Frankly, given how clichéd and predictable the resolutions to every mystery thrown up by David Turpin’s script for The Lodgers are, it’s something of a miracle Brian O’Malley ever procured the budget to shoot it. Fortunately, the ability to surprise (or even maintain a mystery) isn’t all there is to O’Malley’s film, and The Lodgers passes ninety minutes in a creepy enough manner to sustain the viewer’s interest even as every speculation inevitably pans out.
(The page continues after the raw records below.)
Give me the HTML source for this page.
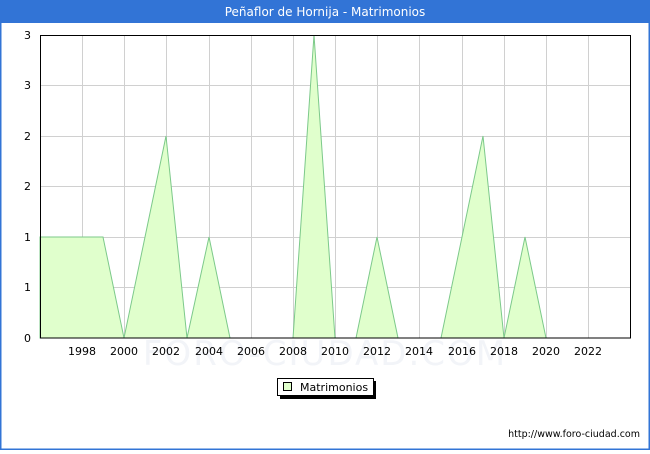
<!DOCTYPE html>
<html><head><style>
body{margin:0;width:650px;height:450px;overflow:hidden;background:#fff;font-family:"DejaVu Sans","Liberation Sans",sans-serif}
</style></head><body>
<svg width="650" height="450" xmlns="http://www.w3.org/2000/svg" font-family="DejaVu Sans, Liberation Sans, sans-serif">
<rect x="0" y="0" width="650" height="450" fill="#fff"/>
<rect x="0.5" y="0.5" width="649" height="449" fill="none" stroke="#3274d6" stroke-width="2"/>
<rect x="0" y="0" width="650" height="23" fill="#3274d6"/>
<text x="325" y="16" text-anchor="middle" fill="#fff" font-size="12">Peñaflor de Hornija - Matrimonios</text>
<text x="325" y="365" text-anchor="middle" fill="#f2f4f8" font-size="34" letter-spacing="2">FORO-CIUDAD.COM</text>
<g stroke="#d0d0d0" stroke-width="1">
<line x1="82.5" y1="35" x2="82.5" y2="338"/><line x1="124.5" y1="35" x2="124.5" y2="338"/><line x1="166.5" y1="35" x2="166.5" y2="338"/><line x1="209.5" y1="35" x2="209.5" y2="338"/><line x1="251.5" y1="35" x2="251.5" y2="338"/><line x1="293.5" y1="35" x2="293.5" y2="338"/><line x1="335.5" y1="35" x2="335.5" y2="338"/><line x1="377.5" y1="35" x2="377.5" y2="338"/><line x1="419.5" y1="35" x2="419.5" y2="338"/><line x1="462.5" y1="35" x2="462.5" y2="338"/><line x1="504.5" y1="35" x2="504.5" y2="338"/><line x1="546.5" y1="35" x2="546.5" y2="338"/><line x1="588.5" y1="35" x2="588.5" y2="338"/>
<line x1="40" y1="85.5" x2="631" y2="85.5"/><line x1="40" y1="136.5" x2="631" y2="136.5"/><line x1="40" y1="186.5" x2="631" y2="186.5"/><line x1="40" y1="237.5" x2="631" y2="237.5"/><line x1="40" y1="287.5" x2="631" y2="287.5"/>
</g>
<polygon points="40,237 103,237 124,338 145,237 166,136 187,338 209,237 230,338 293,338 314,35 335,338 356,338 377,237 398,338 441,338 462,237 483,136 504,338 525,237 546,338 40,338" fill="#e0ffcc" stroke="#7cc98a" stroke-width="1"/>
<rect x="40.5" y="35.5" width="590" height="302.5" fill="none" stroke="#000" stroke-width="1"/>
<g font-size="11" fill="#000" text-anchor="end">
<text x="31" y="39">3</text><text x="31" y="89">3</text><text x="31" y="140">2</text><text x="31" y="190">2</text><text x="31" y="241">1</text><text x="31" y="291">1</text><text x="31" y="342">0</text>
</g>
<g font-size="11" fill="#000" text-anchor="middle">
<text x="82" y="355">1998</text><text x="124" y="355">2000</text><text x="166" y="355">2002</text><text x="209" y="355">2004</text><text x="251" y="355">2006</text><text x="293" y="355">2008</text><text x="335" y="355">2010</text><text x="377" y="355">2012</text><text x="419" y="355">2014</text><text x="462" y="355">2016</text><text x="504" y="355">2018</text><text x="546" y="355">2020</text><text x="588" y="355">2022</text>
</g>
<rect x="280" y="381" width="96" height="18" fill="#000"/>
<rect x="277.5" y="378.5" width="96" height="17" fill="#fff" stroke="#000"/>
<rect x="283.5" y="382.5" width="8" height="8" fill="#e0ffcc" stroke="#000"/>
<text x="300" y="391" font-size="11">Matrimonios</text>
<text x="640" y="437" font-size="9.5" text-anchor="end">http://www.foro-ciudad.com</text>
</svg>
</body></html>
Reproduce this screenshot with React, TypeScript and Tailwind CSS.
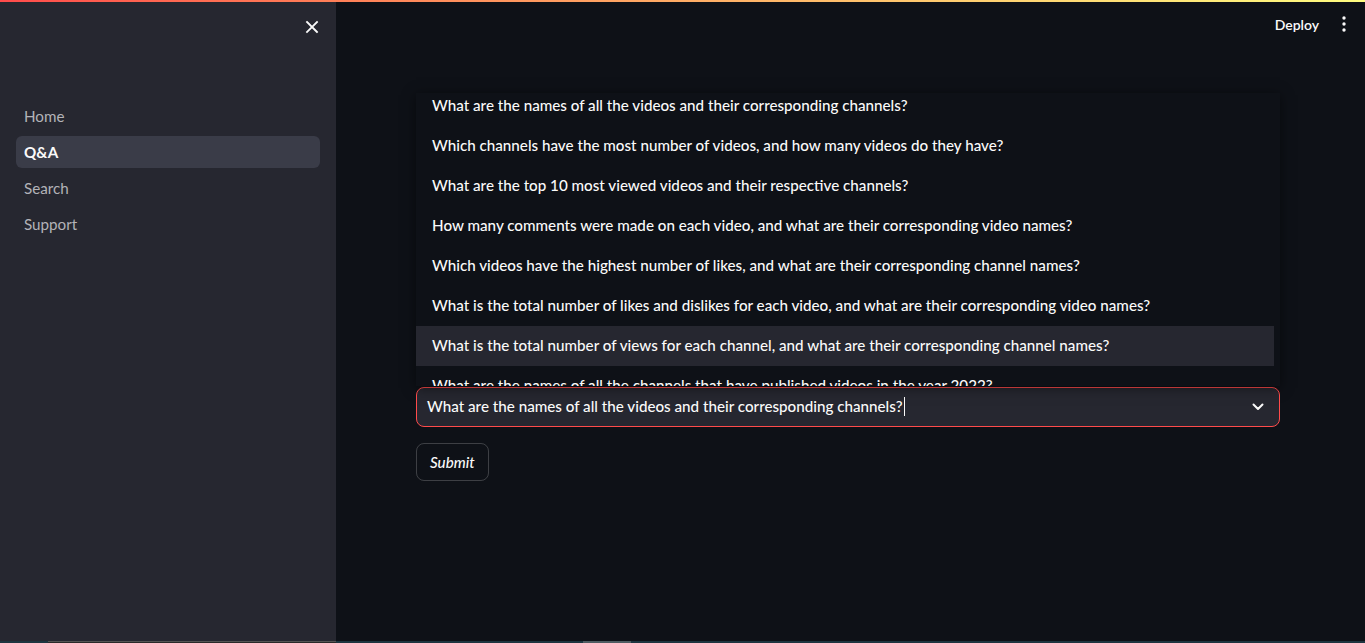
import { useState } from "react";

const questions = [
  "What are the names of all the videos and their corresponding channels?",
  "Which channels have the most number of videos, and how many videos do they have?",
  "What are the top 10 most viewed videos and their respective channels?",
  "How many comments were made on each video, and what are their corresponding video names?",
  "Which videos have the highest number of likes, and what are their corresponding channel names?",
  "What is the total number of likes and dislikes for each video, and what are their corresponding video names?",
  "What is the total number of views for each channel, and what are their corresponding channel names?",
  "What are the names of all the channels that have published videos in the year 2022?",
];

const pages = ["Home", "Q&A", "Search", "Support"];

function CloseIcon() {
  return (
    <svg width="14" height="14" viewBox="0 0 14 14" fill="none">
      <path d="M2 2L12 12M12 2L2 12" stroke="#fafafa" strokeWidth="1.8" strokeLinecap="square" />
    </svg>
  );
}

function KebabIcon() {
  return (
    <svg width="4" height="16" viewBox="0 0 4 16" fill="#fafafa">
      <circle cx="2" cy="2" r="1.7" />
      <circle cx="2" cy="8" r="1.7" />
      <circle cx="2" cy="14" r="1.7" />
    </svg>
  );
}

function ChevronDown() {
  return (
    <svg width="12" height="8" viewBox="0 0 12 8" fill="none">
      <path d="M1.5 1.5L6 6L10.5 1.5" stroke="#fafafa" strokeWidth="2" strokeLinecap="round" strokeLinejoin="round" />
    </svg>
  );
}

function Sidebar() {
  const active = "Q&A";
  return (
    <aside className="w-[336px] shrink-0 bg-[#262730] flex flex-col">
      <div className="flex justify-end pt-[17px] pr-[16px] h-[98px]">
        <button className="w-[16px] h-[16px] flex items-center justify-center">
          <CloseIcon />
        </button>
      </div>
      <nav className="flex flex-col gap-1 px-4">
        {pages.map((p) => (
          <a
            key={p}
            className={`h-8 flex items-center px-2 rounded-md text-[15.2px] ${
              p === active
                ? "bg-[#3a3c48] text-[#fafafa] font-bold"
                : "text-[#b3b3b8]"
            }`}
          >
            {p}
          </a>
        ))}
      </nav>
    </aside>
  );
}

function Select() {
  const [value] = useState(questions[0]);
  return (
    <div className="relative">
      <div className="absolute left-0 right-0 bottom-[41px] h-[293px] overflow-hidden bg-[#0e1117] shadow-[0_2px_12px_rgba(0,0,0,0.5)]">
        <ul className="-mt-[7px] pr-[6px]">
          {questions.map((q, i) => (
            <li
              key={q}
              className={`h-10 flex items-center px-4 pb-px text-[15.2px] font-medium text-[#fafafa] whitespace-nowrap ${
                i === 6 ? "bg-[#262730]" : ""
              }`}
            >
              {q}
            </li>
          ))}
        </ul>
      </div>
      <div className="h-10 rounded-lg border border-[#ff4b4b] bg-[#262730] flex items-center pl-[10px] pr-[15px]">
        <span className="flex-1 text-[15.2px] font-medium text-[#fafafa] flex items-center -mt-px">
          {value}
          <span className="inline-block w-px h-[19px] bg-[#fafafa] ml-px" />
        </span>
        <ChevronDown />
      </div>
    </div>
  );
}

export default function App() {
  return (
    <div
      className="w-full h-screen flex flex-col bg-[#0e1117] text-[#fafafa] overflow-hidden"
      style={{ fontFamily: "Lato, 'Noto Sans', sans-serif" }}
    >
      <div className="h-[2px] shrink-0 bg-gradient-to-r from-[#ff4b4b] to-[#fffd80]" />
      <div className="flex flex-1 min-h-0">
        <Sidebar />
        <main className="flex-1 flex flex-col">
          <header className="h-[44px] flex items-center justify-end pr-[19px] gap-[23px]">
            <span className="text-[14px] font-semibold text-[#fafafa]">Deploy</span>
            <KebabIcon />
          </header>
          <div className="pl-[80px] pr-[85px] pt-[341px]">
            <Select />
            <button className="mt-4 h-[38px] px-[13px] rounded-lg border border-[#fafafa33] text-[15.2px] font-medium italic text-[#fafafa]">
              Submit
            </button>
          </div>
        </main>
      </div>
      <div className="h-[2px] shrink-0 flex bg-[#1d3540]">
        <div className="w-[48px]" />
        <div className="w-[288px] bg-[#2a2a2a] border-t border-[#555]" />
        <div className="w-[247px]" />
        <div className="w-[48px] bg-[#4f5c62]" />
      </div>
    </div>
  );
}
It’s 1920, and in a huge, neglected mansion somewhere in rural Ireland, eighteen-year-old twins Edward (Milner) and Rachel (Vega) live in terror of what might happen if they break the rules passed on by their parents before they committed mutual suicide in the lake on the grounds four years earlier. At the foot of the main staircase, a trapdoor leads to ‘below’ where water emerges to drip upwards every night at midnight, and which whispers warnings to the twins when it looks like one or other might transgress the laws of the house. These decrees are given in the form of a nursery rhyme during the opening titles, and if they’re a little prosaic they’re easy enough to understand and form the basis for both the film’s jeopardy and its solutions.

Edward, who witnessed the incident in which his parents died, has become mentally broken and has refused to set foot outside the family home ever since, whereas Rachel, seven minutes Edward’s elder, on an occasional trip to pick up supplies from the local village encounters Sean (Simon), a veteran of the recent Great War who fought on the side of the English and quickly becomes captivated by the quiet, self-possessed yet mysterious young woman.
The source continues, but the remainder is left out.